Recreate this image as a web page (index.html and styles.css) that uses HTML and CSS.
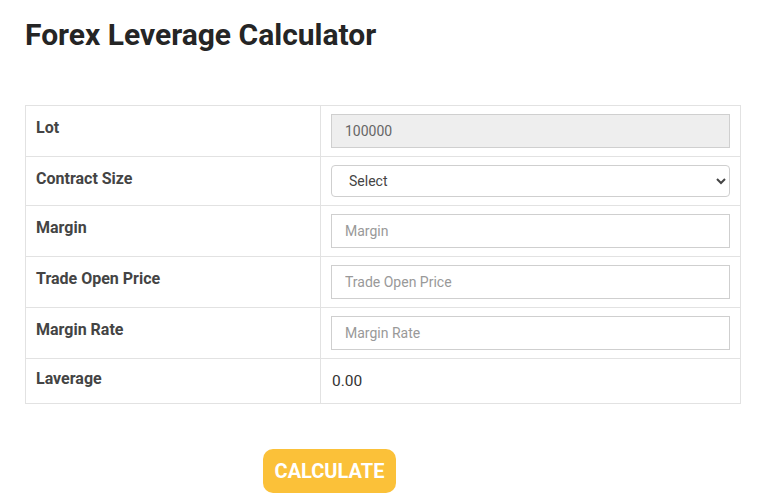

--

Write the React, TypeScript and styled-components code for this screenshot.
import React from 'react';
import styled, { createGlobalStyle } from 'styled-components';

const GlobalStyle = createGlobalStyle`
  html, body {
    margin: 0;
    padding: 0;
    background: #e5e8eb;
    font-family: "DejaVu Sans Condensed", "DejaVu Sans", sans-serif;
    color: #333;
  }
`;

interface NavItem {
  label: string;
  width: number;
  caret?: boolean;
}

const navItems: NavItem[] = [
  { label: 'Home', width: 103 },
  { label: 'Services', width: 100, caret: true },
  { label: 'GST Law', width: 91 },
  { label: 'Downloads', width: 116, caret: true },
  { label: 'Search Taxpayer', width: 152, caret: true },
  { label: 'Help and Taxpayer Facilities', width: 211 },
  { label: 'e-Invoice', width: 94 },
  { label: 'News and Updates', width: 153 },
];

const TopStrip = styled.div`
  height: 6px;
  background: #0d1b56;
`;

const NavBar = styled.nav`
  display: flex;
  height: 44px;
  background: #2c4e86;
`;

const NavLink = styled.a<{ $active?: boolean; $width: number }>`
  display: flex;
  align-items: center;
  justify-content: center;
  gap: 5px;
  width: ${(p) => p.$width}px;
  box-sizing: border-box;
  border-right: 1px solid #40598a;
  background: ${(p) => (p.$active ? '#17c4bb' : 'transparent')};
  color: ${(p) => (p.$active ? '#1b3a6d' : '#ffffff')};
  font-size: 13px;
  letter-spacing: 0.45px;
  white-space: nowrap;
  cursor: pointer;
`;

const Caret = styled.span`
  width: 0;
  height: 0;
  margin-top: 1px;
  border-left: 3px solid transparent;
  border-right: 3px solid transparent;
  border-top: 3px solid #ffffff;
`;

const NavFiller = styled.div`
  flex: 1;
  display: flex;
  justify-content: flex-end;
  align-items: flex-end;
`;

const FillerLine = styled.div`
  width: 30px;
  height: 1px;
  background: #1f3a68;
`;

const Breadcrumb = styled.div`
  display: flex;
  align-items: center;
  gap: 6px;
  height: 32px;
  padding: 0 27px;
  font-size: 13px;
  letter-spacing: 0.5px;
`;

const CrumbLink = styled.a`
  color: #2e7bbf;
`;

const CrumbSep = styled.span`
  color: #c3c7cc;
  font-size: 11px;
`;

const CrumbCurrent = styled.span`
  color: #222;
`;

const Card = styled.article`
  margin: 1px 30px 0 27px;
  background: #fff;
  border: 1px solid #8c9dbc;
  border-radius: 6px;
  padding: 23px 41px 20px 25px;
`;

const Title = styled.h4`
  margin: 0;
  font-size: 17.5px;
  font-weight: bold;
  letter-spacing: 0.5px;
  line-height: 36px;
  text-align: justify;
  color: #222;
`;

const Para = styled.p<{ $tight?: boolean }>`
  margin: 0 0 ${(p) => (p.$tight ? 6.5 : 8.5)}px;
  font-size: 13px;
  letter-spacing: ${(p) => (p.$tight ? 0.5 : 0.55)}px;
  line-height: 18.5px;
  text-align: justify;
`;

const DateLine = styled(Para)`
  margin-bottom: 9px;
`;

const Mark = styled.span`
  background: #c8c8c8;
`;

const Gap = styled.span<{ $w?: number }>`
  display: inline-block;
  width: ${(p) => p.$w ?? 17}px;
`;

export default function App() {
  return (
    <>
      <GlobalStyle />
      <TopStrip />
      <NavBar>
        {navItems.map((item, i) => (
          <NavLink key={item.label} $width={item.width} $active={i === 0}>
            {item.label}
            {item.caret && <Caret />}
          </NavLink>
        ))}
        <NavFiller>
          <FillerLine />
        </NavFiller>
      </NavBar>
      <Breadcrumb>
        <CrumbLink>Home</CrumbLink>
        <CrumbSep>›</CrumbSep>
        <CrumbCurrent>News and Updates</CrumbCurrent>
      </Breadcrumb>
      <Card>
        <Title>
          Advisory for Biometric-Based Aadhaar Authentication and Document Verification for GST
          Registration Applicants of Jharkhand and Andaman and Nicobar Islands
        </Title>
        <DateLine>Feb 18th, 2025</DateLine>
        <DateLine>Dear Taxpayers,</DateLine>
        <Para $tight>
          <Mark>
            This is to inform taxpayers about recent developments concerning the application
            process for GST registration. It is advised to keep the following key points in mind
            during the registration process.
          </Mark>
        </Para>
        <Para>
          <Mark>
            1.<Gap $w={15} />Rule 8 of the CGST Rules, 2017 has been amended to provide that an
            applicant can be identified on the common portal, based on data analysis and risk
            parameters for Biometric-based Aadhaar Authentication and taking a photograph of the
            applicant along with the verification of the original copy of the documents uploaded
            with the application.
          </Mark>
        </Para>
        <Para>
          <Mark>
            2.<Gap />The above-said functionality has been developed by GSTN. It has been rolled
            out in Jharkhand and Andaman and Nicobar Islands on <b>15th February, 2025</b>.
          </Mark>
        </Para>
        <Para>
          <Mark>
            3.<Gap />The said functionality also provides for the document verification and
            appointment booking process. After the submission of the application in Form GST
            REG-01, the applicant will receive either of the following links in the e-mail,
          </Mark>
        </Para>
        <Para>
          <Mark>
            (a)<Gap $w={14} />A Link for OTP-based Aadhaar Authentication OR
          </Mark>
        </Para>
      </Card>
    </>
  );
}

→ AIM
Keep only the lines that hold the string "React", and copy them out.

→ CORRECT ANSWER
Write the React, TypeScript and styled-components code for this screenshot.
import React from 'react';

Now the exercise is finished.